-- start Records for the exercise --

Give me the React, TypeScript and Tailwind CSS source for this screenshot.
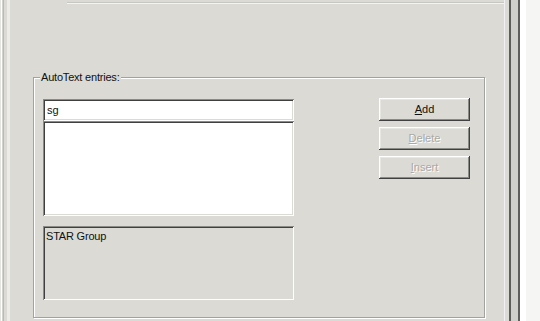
const FONT = "font-['Liberation_Sans',Arial,sans-serif]";

const RAISED =
  "shadow-[inset_-1px_-1px_#404040,inset_1px_1px_#ffffff,inset_-2px_-2px_#8a8a86,inset_2px_2px_#e6e6e2]";
const SUNKEN =
  "shadow-[inset_1px_1px_#8a8a86,inset_-1px_-1px_#ffffff,inset_2px_2px_#404040,inset_-2px_-2px_#dbdad5]";

function Btn({ label, u, rest, disabled }: { label?: string; u: string; rest: string; disabled?: boolean }) {
  return (
    <div
      aria-label={label}
      className={`flex h-[23px] w-[91px] items-center justify-center bg-[#dbdad5] text-[11px] ${RAISED} ${
        disabled ? "text-[#a9a9a5] [text-shadow:1px_1px_0_#ffffff]" : "text-[#111]"
      }`}
    >
      <span>
        <span className="underline underline-offset-1">{u}</span>
        {rest}
      </span>
    </div>
  );
}

export default function App() {
  return (
    <div className={`flex h-[321px] w-[540px] overflow-hidden bg-[#dbdad5] ${FONT}`}>
      {/* left window edge */}
      <div className="flex h-full w-[10px] shrink-0">
        <div className="w-px bg-[#e4e4e1]" />
        <div className="w-px bg-white" />
        <div className="w-px bg-[#d2d2ce]" />
        <div className="w-px bg-[#b9b9b5]" />
        <div className="w-[3px] bg-[#dbdad5]" />
        <div className="w-[3px] bg-[#ecece9]" />
      </div>

      {/* dialog page */}
      <div className="flex h-full w-[495px] shrink-0 flex-col border-r border-[#f1f1ef]">
        <div className="ml-[57px] mt-[2px] h-[2px] border-t border-[#c6c6c2] border-b border-b-[#f3f3f1]" />

        <div className="relative ml-[23px] mt-[73px] h-[241px] w-[452px] border border-[#a2a29e] shadow-[inset_1px_1px_#ffffff,1px_1px_#ffffff]">
          <span className="absolute left-[6px] top-[-8px] bg-[#dbdad5] px-px text-[11px] leading-[14px] tracking-[-0.2px] text-[#111]">
            AutoText entries:
          </span>

          <div className="flex pl-[9px] pt-[20px]">
            <div className="flex w-[251px] flex-col pt-px">
              <div className={`flex h-[22px] items-center bg-white pl-[4px] text-[11px] text-[#111] ${SUNKEN}`}>sg</div>
              <div className={`h-[95px] bg-white ${SUNKEN}`} />
              <div className={`mt-[10px] h-[74px] bg-[#dbdad5] pl-[3px] pt-[3px] text-[11px] leading-[14px] tracking-[-0.2px] text-[#111] ${SUNKEN}`}>
                STAR Group
              </div>
            </div>

            <div className="ml-[85px] flex flex-col gap-[6px]">
              <Btn u="A" rest="dd" />
              <Btn u="D" rest="elete" disabled />
              <Btn u="I" rest="nsert" disabled />
            </div>
          </div>
        </div>
      </div>

      {/* right window edge */}
      <div className="flex h-full flex-1">
        <div className="w-[4px] bg-[#dbdad5]" />
        <div className="w-[2px] bg-[#5c5c5a]" />
        <div className="w-[7px] bg-[#cfcfcb]" />
        <div className="w-[2px] bg-[#5e5e5c]" />
        <div className="w-[6px] bg-white" />
        <div className="flex-1 bg-[#f5f5f4]" />
      </div>
    </div>
  );
}
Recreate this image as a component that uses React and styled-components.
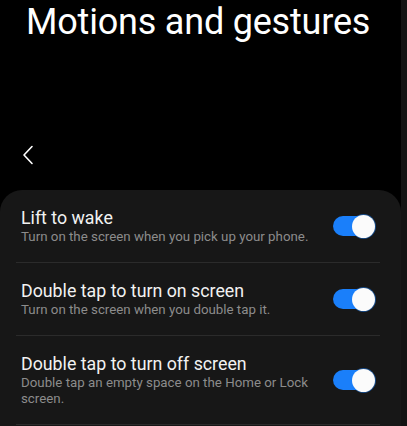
import React from "react";
import styled, { createGlobalStyle } from "styled-components";

const Global = createGlobalStyle`
  html, body { margin: 0; padding: 0; background: #000; }
  body { font-family: Roboto, "Noto Sans", sans-serif; -webkit-font-smoothing: antialiased; }
  * { box-sizing: border-box; }
`;

const Screen = styled.div`
  width: 407px;
  height: 426px;
  overflow: hidden;
  display: flex;
  background: #000;
`;

const Main = styled.div`
  flex: 1;
  display: flex;
  flex-direction: column;
  min-width: 0;
`;

const Edge = styled.div`
  width: 6px;
  background: #131313;
`;

const Title = styled.h1`
  margin: 0;
  padding: 0 0 0 26px;
  height: 134px;
  flex-shrink: 0;
  font-size: 36px;
  font-weight: 400;
  line-height: 44px;
  color: #fff;
  letter-spacing: -0.2px;
  white-space: nowrap;
`;

const TopBar = styled.div`
  height: 56px;
  flex-shrink: 0;
  display: flex;
  align-items: center;
  padding: 0 0 15px 21px;
`;

const Card = styled.div`
  background: #171717;
  border-radius: 22px 22px 0 0;
  padding: 0 21px 0 16px;
  flex: 1;
`;

const Row = styled.div`
  display: flex;
  align-items: center;
  padding: 17px 7px 17px 5px;
  border-bottom: 1px solid #2b2b2b;
`;

const Texts = styled.div`
  flex: 1;
  min-width: 0;
  padding-right: 18px;
`;

const RowTitle = styled.div`
  font-size: 17.8px;
  line-height: 22px;
  color: #f2f2f2;
`;

const RowSub = styled.div`
  font-size: 13.3px;
  line-height: 16px;
  color: #8c8c8c;
`;

const Toggle = styled.div`
  position: relative;
  width: 40px;
  height: 20px;
  border-radius: 10px;
  background: ${(p) => (p.$on ? "#1a7ffa" : "#555")};
  flex-shrink: 0;
`;

const Thumb = styled.div`
  position: absolute;
  top: -1.5px;
  right: -1.5px;
  width: 23px;
  height: 23px;
  border-radius: 50%;
  background: #fbfbfb;
  box-shadow: 0 0 0 1px rgba(26, 127, 250, 0.5);
`;

const items = [
  { t: "Lift to wake", s: "Turn on the screen when you pick up your phone." },
  { t: "Double tap to turn on screen", s: "Turn on the screen when you double tap it." },
  { t: "Double tap to turn off screen", s: "Double tap an empty space on the Home or Lock screen." },
];

export default function App() {
  return (
    <Screen>
      <Global />
      <Main>
        <Title>Motions and gestures</Title>
        <TopBar>
          <svg width="14" height="22" viewBox="0 0 14 22">
            <path d="M11 2.5 L3 11 L11 19.5" fill="none" stroke="#fff" strokeWidth="1.6" strokeLinecap="round" strokeLinejoin="round" />
          </svg>
        </TopBar>
        <Card>
          {items.map((it, i) => (
            <Row key={i}>
              <Texts>
                <RowTitle>{it.t}</RowTitle>
                <RowSub>{it.s}</RowSub>
              </Texts>
              <Toggle $on>
                <Thumb />
              </Toggle>
            </Row>
          ))}
        </Card>
      </Main>
      <Edge />
    </Screen>
  );
}
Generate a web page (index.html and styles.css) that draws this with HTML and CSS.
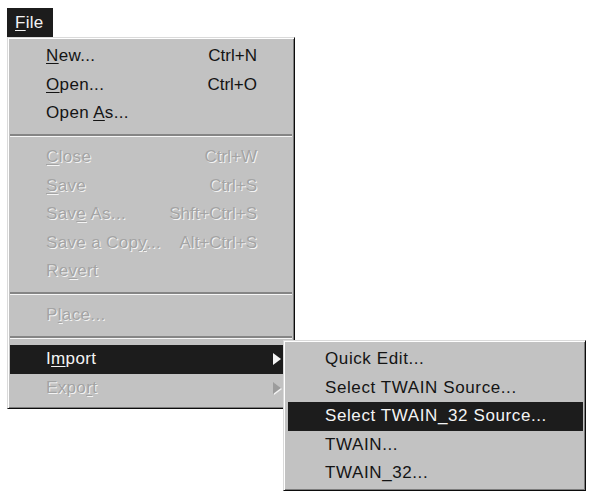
FILE: index.html
```html
<!DOCTYPE html>
<html lang="en">
<head>
<meta charset="utf-8">
<title>File menu</title>
<link rel="stylesheet" href="styles.css">
</head>
<body>
<div class="screen">
  <div class="menubar">
    <span class="menu-title open"><u>F</u>ile</span>
  </div>

  <div class="menu main-menu">
    <div class="item"><span class="label"><u>N</u>ew...</span><span class="key">Ctrl+N</span></div>
    <div class="item"><span class="label"><u>O</u>pen...</span><span class="key">Ctrl+O</span></div>
    <div class="item"><span class="label">Open <u>A</u>s...</span></div>
    <div class="sep"></div>
    <div class="item disabled"><span class="label"><u>C</u>lose</span><span class="key">Ctrl+W</span></div>
    <div class="item disabled"><span class="label"><u>S</u>ave</span><span class="key">Ctrl+S</span></div>
    <div class="item disabled"><span class="label">Sav<u>e</u> As...</span><span class="key">Shft+Ctrl+S</span></div>
    <div class="item disabled"><span class="label">Save a Cop<u>y</u>...</span><span class="key">Alt+Ctrl+S</span></div>
    <div class="item disabled"><span class="label">Re<u>v</u>ert</span></div>
    <div class="sep"></div>
    <div class="item disabled"><span class="label">P<u>l</u>ace...</span></div>
    <div class="sep"></div>
    <div class="item has-sub active">
      <span class="label">I<u>m</u>port</span><span class="arrow"></span>
      <div class="menu submenu">
        <div class="item"><span class="label">Quick Edit...</span></div>
        <div class="item"><span class="label">Select TWAIN Source...</span></div>
        <div class="item active"><span class="label">Select TWAIN_32 Source...</span></div>
        <div class="item"><span class="label">TWAIN...</span></div>
        <div class="item"><span class="label">TWAIN_32...</span></div>
      </div>
    </div>
    <div class="item has-sub disabled"><span class="label">Expo<u>r</u>t</span><span class="arrow"></span></div>
  </div>
</div>
</body>
</html>
```

FILE: styles.css
```css
html, body {
  margin: 0;
  padding: 0;
  background: #ffffff;
}

body {
  font-family: "Liberation Sans", Arial, sans-serif;
  font-size: 17px;
  color: #141414;
}

u {
  text-decoration-thickness: 1px;
  text-underline-offset: 2px;
}

.screen {
  padding: 8px 0 0 7px;
  width: 583px;
  height: 488px;
}

/* menu bar with the open "File" title */
.menubar {
  display: flex;
  height: 29px;
}

.menu-title {
  display: block;
  height: 29px;
  line-height: 29px;
  padding: 0 9px 0 8px;
  letter-spacing: 0.3px;
}

.menu-title.open {
  background: #1c1c1c;
  color: #f4f4f4;
}

/* drop-down panels: raised 3D frame */
.menu {
  box-sizing: border-box;
  background: #c2c2c2;
  border: 1px solid;
  border-color: #dadada #0c0c0c #0c0c0c #dadada;
  box-shadow: inset 1px 1px 0 #ffffff, inset -1px -1px 0 #7c7c7c;
}

.main-menu {
  width: 288px;
  padding: 4px 2px 6px 2px;
}

.item {
  position: relative;
  display: flex;
  justify-content: space-between;
  height: 28.5px;
  line-height: 28.5px;
  padding: 0 35px 0 36px;
  white-space: nowrap;
}

.label {
  letter-spacing: 0.35px;
}

.item.active {
  background: #1c1c1c;
  color: #f4f4f4;
}

.item.disabled {
  color: #a4a4a4;
  text-shadow: 1px 1px 0 #f4f4f4;
}

.key {
  text-align: right;
}

/* separator: etched line */
.sep {
  display: flex;
  align-items: center;
  height: 15.5px;
}

.sep::after {
  content: "";
  flex: 1;
  border-top: 2px solid #858585;
  border-bottom: 1px solid #f6f6f6;
}

/* sub-menu arrow */
.arrow {
  position: absolute;
  right: 11px;
  top: 8px;
  width: 0;
  height: 0;
  border-left: 8px solid #141414;
  border-top: 6.5px solid transparent;
  border-bottom: 6.5px solid transparent;
}

.item.active > .arrow {
  border-left-color: #f4f4f4;
}

.item.disabled > .arrow {
  border-left-color: #9c9c9c;
  filter: drop-shadow(1px 1px 0 #f4f4f4);
}

/* cascading sub-menu opened from "Import" */
.submenu {
  position: absolute;
  left: 273px;
  top: -5px;
  width: 303px;
  padding: 4px 2px 2px 4px;
  color: #141414;
  z-index: 2;
}

.submenu .item {
  padding: 0 20px 0 37px;
}

.submenu .label {
  letter-spacing: 0.6px;
}
```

-- end Records for the exercise --

## [Instruction]
Search the entries for the word "with" and gather every line where it appears.

## [Correct answer]
Generate a web page (index.html and styles.css) that draws this with HTML and CSS.
/* menu bar with the open "File" title */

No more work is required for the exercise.